Stupid question, but if I wanted to recreate Runa's analysis to learn these tools, where do I go to get it?
I clicked over to Wikileaks + Kapersky's post, interested in possibly writing a small shell script to automate running some of these commands on a given file as a weekend project, but it'd be hard to test such a tool w/o the original binary.
(Maybe it's just been a long day and I'm missing a plainly labeled link, and if so, I apologize for not RTFMing hard enough :) )
> But which version of OS X does the implant need? We know that it’s a 32-bit executable, and the latest macOS is 64-bit only. We can narrow this down further by looking at symbols using nm.
Not sure if it was useful in this case, but usually you can find this information in the Mach-O header.
I also find this unreadable but for a different reason. I'm on mobile and it's rendering unreadably small. On the one hand maybe I should put more time into my setup. On the other hand maybe we, the target audience of this sort of content should comment when the format is unusable. If your power users find mailing list popups annoying to the point they go elsewhere don't you want to know? Isn't a comment on hacker news a great way for someone to learn what their readers like or don't like?
> Please don't complain about website formatting, back-button breakage, and similar annoyances. They're too common to be interesting. Exception: when the author is present. Then friendly feedback might be helpful.

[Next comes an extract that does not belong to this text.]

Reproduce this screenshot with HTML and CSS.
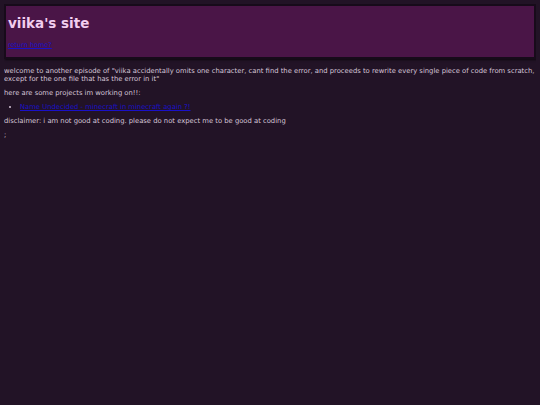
FILE: index.html
```html
<!DOCTYPE html>
<html lang="en">
<head>
    <meta charset="UTF-8">
    <title>viika's site</title>
    <link rel="stylesheet" href="styles.css">
</head>
<body>
    <div class="header">
        <h1>viika's site</h1>
        <a href="#">return home?</a>
    </div>
    <p>welcome to another episode of "viika accidentally omits one character, cant find the error, and proceeds to rewrite every single piece of code from scratch, except for the one file that has the error in it"</p>
    <p>here are some projects im working on!!:</p>
    <ul>
        <li><a href="#">Name Undecided - minecraft in minecraft again ?!</a></li>
    </ul>
    <p>disclaimer: i am not good at coding. please do not expect me to be good at coding</p>
    <p>;</p>
</body>
</html>
```

FILE: styles.css
```css
body {
    font-family: 'DejaVu Sans', Verdana, sans-serif;
    font-size: 6.8px;
    line-height: 8px;
    background-color: #221326;
    color: #d6c6d8;
    margin: 4px;
}

.header {
    background: #4a1547;
    border: 2px solid #170b1a;
    box-shadow: 1px 1px 2px rgba(0,0,0,0.6);
    padding: 9px 2px 8px;
    margin-bottom: 8px;
}

.header h1 {
    font-size: 13.5px;
    line-height: 16px;
    color: #f2cdef;
    margin: 0 0 10px;
}

.header a {
    font-size: 6.5px;
}

a {
    color: #1a10c8;
}

p {
    margin: 6px 0;
}

ul {
    margin: 6px 0;
    padding-left: 16px;
}
```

If the author isn't actually present (which, as far as I can tell, they are not) it just clutters up the comments. There's no actual discussion happening here, just a lot of "wow i sure don't like this thing [website] does" and that doesn't provide very much value at all.
NoScript on Firefox solves that problem. Yes it breaks a lot of pages, but then you get to fiddle about allowing and banning different scripts to see what's doing what. Probably not for everyone but I like the educational value.
[Edit] So that pop-up is coming from mailchimp_com, which is called by list-manage_com, which in turn is called by s3amazonaws_com. So blocking that last one is all you need.
In fact this is quite a great web site, as it displays all its content even if you completely disable all scripts.
It's funny I won't accept those "cookies" so I've gotten used to part of SO's screen real estate being taken. Or on a Ubuntu page I do F12/kill the popup... can put that in some kind of extension but ehh...
Just like you, I don't want to interact with cookie warnings at all so they have been annoying me to no end.
I even tried writing my own bookmarklet to hide them by setting "display: none" on these elements. But it sometimes fails on Stackoverflow sites, and I didn't look into it further.
I'm glad you found this useful. But it doesn't work on every site nor on every cookie warning. On some of those sites you can get rid of it by switching off javascript.
Where is it asserted/confirmed that Longhorn == CIA? I don't see it mentioned in the article nor the linked articles (not that I searched exhaustively).
The first line from the article:
In March 2017, WikiLeaks began publishing thousands of files detailing the CIA’s spying operations and hacking tools. The leak, known as Vault 7, was the largest disclosure of classified information in the agency’s history. In April, Symantec publicly linked Vault 7 to an advanced threat actor named Longhorn. Kaspersky then announced it tracks the same actor as The Lamberts, and revealed the existence of an OS X implant called Green Lambert.
Yeah, but that doesn't say what you think it says:
> Cybersecurity writers, such as Ben Buchanan and Kevin Poulsen, were skeptical of [the false flag theories]. Poulsen wrote, "The leaked catalog isn't organized by country of origin, and the specific malware used by the Russian DNC hackers is nowhere on the list."
Ohhhh I see, I didn't connect the "lineage": Vault 7 leak from CIA, Symantec says stuff in Vault 7 is from Longhorn. Thanks for pointing out the obvious for me haha :)
I clicked over to Wikileaks + Kapersky's post, interested in possibly writing a small shell script to automate running some of these commands on a given file as a weekend project, but it'd be hard to test such a tool w/o the original binary.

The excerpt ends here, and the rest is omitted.